The Commentariat -- Sept. 14, 2015

Internal links & defunct video removed.

Presidential Race

Nick Corasanti of the New York Times: "... Senator Bernie Sanders of Vermont will take his populist, progressive message to Liberty University, the Christian school in Virginia founded by the Rev. Jerry Falwell, and deliver a convocation address on Monday morning." CW: The link wasn't working right when I tested it -- got a blank page -- but it's the only link there is, so maybe the Times will fix it.

Bradford Richardson of the Hill: "Sen. Bernie Sanders (I-Vt.) is up by double-digits on former secretary of State Hillary Clinton in Iowa and New Hampshire, according to a poll released by CBS News on Sunday. The senator is drawing 43 percent support in the first-in-the-nation Iowa caucus, besting Clinton by 10 points. Sanders is also drawing 52 percent support in New Hampshire, almost doubling Clinton, who sits at 30 percent support in the Granite State. Clinton, however, doubles-up Sanders in South Carolina, drawing 46 percent compared to the senator's 23 percent. Vice President Biden, who is considering a run for the Democratic presidential nomination, places third in all three states, drawing 10 percent support in Iowa, 9 percent support in New Hampshire, and a strong 22 percent backing in South Carolina." ...

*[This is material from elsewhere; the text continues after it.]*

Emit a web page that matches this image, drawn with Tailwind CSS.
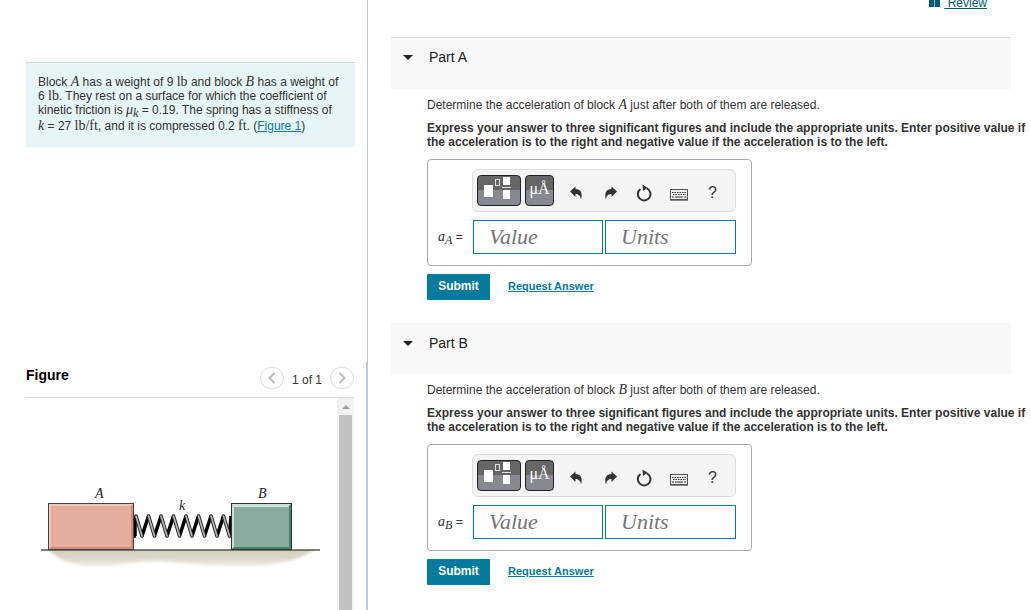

... Charles Blow makes an important point here: Bernie "Sanders's ability to win Obama's supporters may have been made difficult by his associations. On Saturday, Sanders campaigned with Dr. Cornel West, who recently issued an endorsement of Sanders. West's critique of the president has been so blistering and unyielding -- he has called Obama 'counterfeit,' the 'black face of the American empire,' a verb-ed neologism of the n-word — that it has bordered on petulance and self-parody." ...

... Nancy Letourneau of the Washington Monthly: "I would also suggest that one of the reasons Sander's message fails to connect with African Americans is that - even in the midst of economic conditions that were much worse than today - Ellis Cose pointed out in 2011 that African Americans are the country's 'new optimists.'.... To the extent that optimism has dimmed more recently - it is in response to the shootings of unarmed Black men (often by police officers) and the lack of a 'just response' from our justice system. No matter how hard Sanders tries to tie that one to his message about income inequality and economics, it will fall short of connecting to the souls of African Americans."

Greg Sargent: "Today the Center for American Progress will release a new report that makes a detailed case that the GOP presidential candidates are all well to the right of [Ronald] Reagan, and actually represent a break from core aspects of his approach to the presidency." ...

Ed O'Keefe of the Washington Post: "An immigration reform group backed by business, political and religious leaders plans to air a hard-hitting television commercial that juxtaposes the words of three Republican presidential candidates against those of a revered GOP figure: former president Ronald Reagan. The National Immigration Forum Action Fund will air the ad in the coming days on CNN before, during and after the presidential debate that the network is hosting Wednesday night at the Ronald Reagan Presidential Library in California."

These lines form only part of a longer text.